Senator COLSTON —My question is dircted to the Minister for Education and relates to the Government's response to the report of the Senate Standing Committee on Education and the Arts entitled `Towards a National Language Policy'. When this matter was last raised in the Senate, the Minister stated that a response was expected in October. In the light of considerable public interest in the report and in the Government's anticipated response, can the Minister now advise when that response will be presented to the Senate?


Senator RYAN —A great deal of work has been done through my portfolio in developing and co-ordinating a response to the report of the Senate Standing Committee on Education and the Arts on a national language policy. Certainly a first draft of the response was prepared through the portfolio by October, but when I studied it carefully I decided that it was not a specific enough response to meet the aspirations of those very many individuals and organisations throughout the community who are looking now for a very clear development of policy in this area. So I have asked the portfolio to undertake more work in refining this policy and I am also having the report studied for advice by the National Multicultural Advisory Education Committee, which is very expert and hard working. I hope that early in the new year a more developed and more precise draft will be available for decision and later presentation to the community.

I should point out that it is a complicated and very sensitive task to develop such a policy. The Senate Committee's report was very comprehensive and made some 117 recommendations, some of which would be appropriate for Commonwealth action and some of which would need to be taken up by the States. The matter of co-ordinating a response to this report is certainly not one that can be rushed or done in a superficial fashion. Because of the sensitivity of language policy matters in our multicultural community, it is also very important that all groups that are committed to the expansion of the teaching of minority languages in Australia have an opportunity to be involved in the development of the policy.

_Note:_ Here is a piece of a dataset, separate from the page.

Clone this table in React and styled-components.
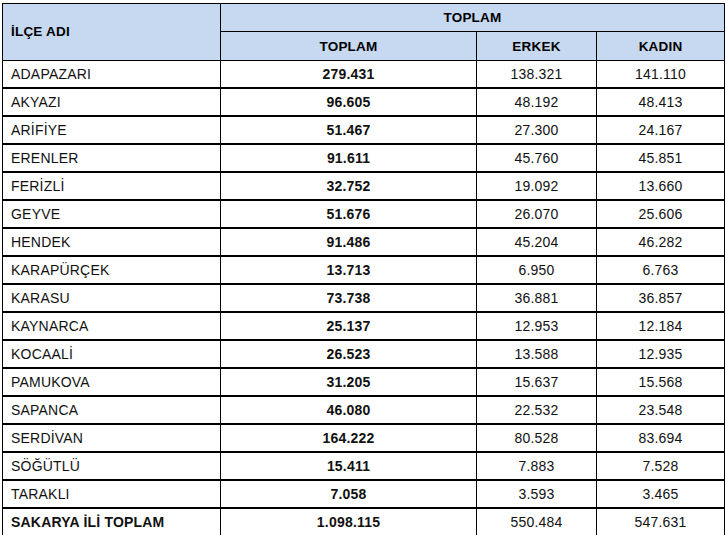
import React from "react";
import styled, { createGlobalStyle } from "styled-components";

const GlobalStyle = createGlobalStyle`
  html, body {
    margin: 0;
    padding: 0;
    background: #fff;
  }
  body {
    font-family: "Liberation Sans", Arial, sans-serif;
    color: #000;
  }
`;

const Wrapper = styled.div`
  padding: 3px 0 0 2px;
`;

const Table = styled.table`
  width: 722px;
  table-layout: fixed;
  border-collapse: collapse;
  border: 1px solid #000;
  font-size: 14px;
  letter-spacing: 0.2px;
`;

const HeadCell = styled.th`
  background: #c6d9f1;
  border: 1px solid #000;
  height: 27.4px;
  padding: 0 8px;
  font-weight: bold;
  font-size: 13.5px;
  text-align: ${(p) => (p.left ? "left" : "center")};
  vertical-align: middle;
`;

const Row = styled.tr`
  & + & td {
    border-top: 2px solid #000;
  }
`;

const Cell = styled.td`
  border: 1px solid #000;
  height: 26px;
  padding: 0 8px;
  color: #111;
  font-weight: ${(p) => (p.bold ? "bold" : "normal")};
  text-align: ${(p) => (p.left ? "left" : "center")};
  vertical-align: middle;
  white-space: nowrap;
`;

const rows = [
  ["ADAPAZARI", "279.431", "138.321", "141.110"],
  ["AKYAZI", "96.605", "48.192", "48.413"],
  ["ARİFİYE", "51.467", "27.300", "24.167"],
  ["ERENLER", "91.611", "45.760", "45.851"],
  ["FERİZLİ", "32.752", "19.092", "13.660"],
  ["GEYVE", "51.676", "26.070", "25.606"],
  ["HENDEK", "91.486", "45.204", "46.282"],
  ["KARAPÜRÇEK", "13.713", "6.950", "6.763"],
  ["KARASU", "73.738", "36.881", "36.857"],
  ["KAYNARCA", "25.137", "12.953", "12.184"],
  ["KOCAALİ", "26.523", "13.588", "12.935"],
  ["PAMUKOVA", "31.205", "15.637", "15.568"],
  ["SAPANCA", "46.080", "22.532", "23.548"],
  ["SERDİVAN", "164.222", "80.528", "83.694"],
  ["SÖĞÜTLÜ", "15.411", "7.883", "7.528"],
  ["TARAKLI", "7.058", "3.593", "3.465"],
];

const App = () => (
  <Wrapper>
    <GlobalStyle />
    <Table>
      <colgroup>
        <col style={{ width: 218 }} />
        <col style={{ width: 256 }} />
        <col style={{ width: 120 }} />
        <col style={{ width: 128 }} />
      </colgroup>
      <thead>
        <tr>
          <HeadCell left rowSpan={2}>
            İLÇE ADI
          </HeadCell>
          <HeadCell colSpan={3}>TOPLAM</HeadCell>
        </tr>
        <tr>
          <HeadCell>TOPLAM</HeadCell>
          <HeadCell>ERKEK</HeadCell>
          <HeadCell>KADIN</HeadCell>
        </tr>
      </thead>
      <tbody>
        {rows.map((r) => (
          <Row key={r[0]}>
            <Cell left>{r[0]}</Cell>
            <Cell bold>{r[1]}</Cell>
            <Cell>{r[2]}</Cell>
            <Cell>{r[3]}</Cell>
          </Row>
        ))}
        <Row>
          <Cell left bold>
            SAKARYA İLİ TOPLAM
          </Cell>
          <Cell bold>1.098.115</Cell>
          <Cell>550.484</Cell>
          <Cell>547.631</Cell>
        </Row>
      </tbody>
    </Table>
  </Wrapper>
);

export default App;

A few months work is still to be done before the Government can make a decision about the policy. I assure Senator Colston that continuous work has been done in relation to this matter since the report was received. Programs under the Commonwealth Schools Commission which assist in the development of languages other than English throughout our community have been maintained and, in some cases, increased. The matter is well in hand and I hope that we will have an effective policy approach in national language matters early in the new year.